Aussie gangsters’ shock move to dodge extradition

 

NSW Police had assembled one of its largest ever contingents of arrest officers to ever deploy overseas to collect two Sydney gangsters allegedly involved in trafficking almost three tonnes of drugs to Australia.

But in the last hours, of the last day, of the last month legally available to the pair currently behind bars in Dubai, they stunningly thwarted the move lodging an extraditions appeal that is now likely to prolong their case for months.

Benjamin Neil Pitt and Matthew John Battah were arrested in a high profile operation by heavily armed Dubai SWAT police officers in June, in co-ordination with the Australian Federal Police and NSW Police on arrest warrants related to conspiring to import a commercial quantity of drugs.

It was the culmination of a seven-year NSW police operation to smash a national network of money laundering, criminal operators and the trafficking of at least four drug hauls worth $1.5 billion.

 

Benjamin Neil Pitt, who was arrested in Dubai. Picture: Dubai Police
Benjamin Neil Pitt, who was arrested in Dubai. Picture: Dubai Police

 

John Battah was also arrested. Picture: Dubai Police
John Battah was also arrested. Picture: Dubai Police

 

They lost their UAE court bid to be extradited to Australia in August and plans were already underway to bring them back from as early as this weekend with the time limit to launch an appeal set to lapse last night.

But with hours to spare a legal challenge was launched.

"We don't know what happens now," one source close to the case said last night. "This has happened literally in the last 24 hours. We are confident the appeal won't get up but how long that process will take in their (United Arab Emirates) equivalent Supreme Court is not known."
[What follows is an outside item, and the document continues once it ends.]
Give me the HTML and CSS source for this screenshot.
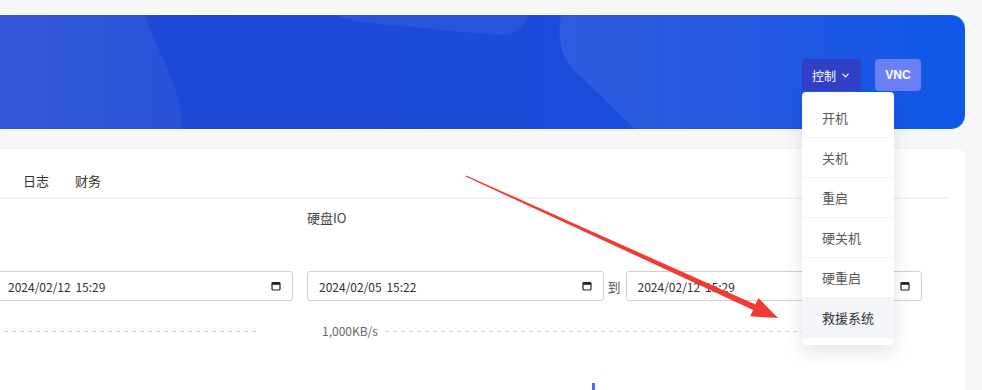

The grounds for the appeal are not clear.

 

Benjamin Neil Pitt and Matthew John Battah were arrested in a high profile operation by heavily armed Dubai SWAT police officers in June. Picture: Dubai Police
Benjamin Neil Pitt and Matthew John Battah were arrested in a high profile operation by heavily armed Dubai SWAT police officers in June. Picture: Dubai Police

 

Another officer involved in the case said it was always suspected the pair would fight "tooth and nail" to avoid coming back to Australia where they would face numerous charges related to the import of a commercial quantity of drugs.
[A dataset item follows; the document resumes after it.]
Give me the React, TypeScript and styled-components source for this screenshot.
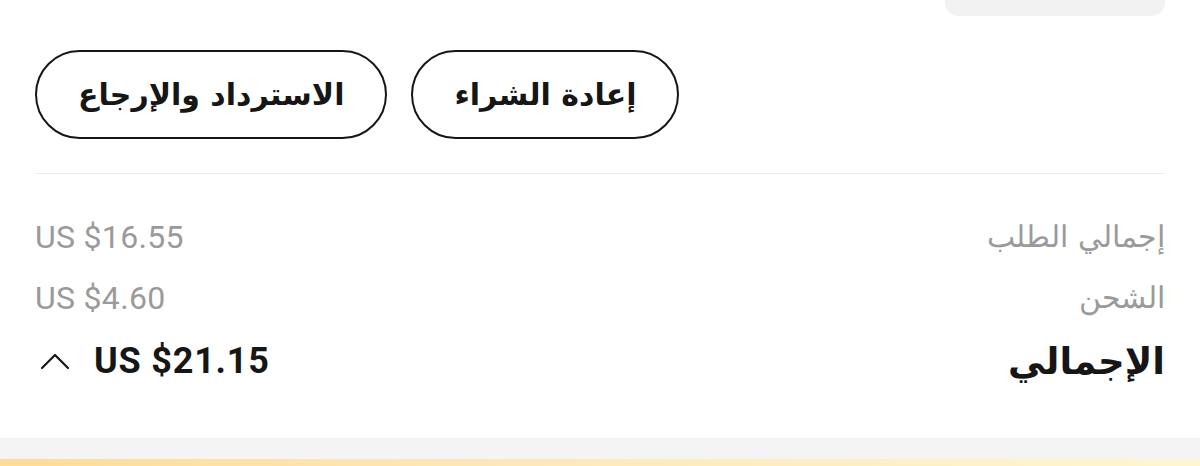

"We just have to make sure we follow the processes to get people back here the right way, you can circumvent anything, that doesn't work in our favour. Dubai have been great in terms of how they have assisted … they don't want to be seen as a haven for organised crime … they even made a video of the arrest, it's like a trailer for a movie."

He described the operation to bring them back as "enormous" including one of the largest teams NSW Police had dispatched for an arrest and extradition; News Corp Australia will not reveal those details for security reasons.

 

Police make an arrest in Sydney related to Strike Force Millstream investigations, which was established to investigate the large-scale supply of prohibited drugs. Picture: NSW Police
Police make an arrest in Sydney related to Strike Force Millstream investigations, which was established to investigate the large-scale supply of prohibited drugs. Picture: NSW Police

 

The pair, who have not been charged, left Australia in 2015 and lived lavish lifestyles overseas as NSW Police detectives from Strike Force Millstream tracked them travelling between the UAE and Europe including on holidays with family and friends.

They are allegedly linked to Outlaw Motorcycle Gang Lone Wolf and its president Erkan Keskin, also wanted for questioning by NSW and Queensland police and believed to be living in Turkey.

They are the last people allegedly involved in a huge drug smuggling operation that since 2013 had dispatched tonnes of drugs to Australia in shipping containers from the Netherlands and Germany. The pair's specific role in the enterprise was not clear but police have described them as allegedly being king pins at the top of a pyramid conspiracy to traffic narcotics and dealing with proceeds of crime in the tens of millions of dollars.

 

Abdullah Khalifa Al Marri, Dubai Police Commander-in-Chief. Picture: Dubai Police
Abdullah Khalifa Al Marri, Dubai Police Commander-in-Chief. Picture: Dubai Police

 

When the pair was arrested they were about to leave UAE prompting an Interpol "Red Notice" calling for an arrest to be made at "zero hour". Dubai dispatched heavily armed police in what Police Commander in Chief Lt General Abdullah Khalifa Al Marri described as an example of top international co-operation that showed UAE's forces maintained strong, active, and vital communication channels with the world's police agencies and contributed to the world's safety and security.

Dubai police made a three-minute video compilation of the arrest to highlight recent arrests of foreigners being sent back to their homelands.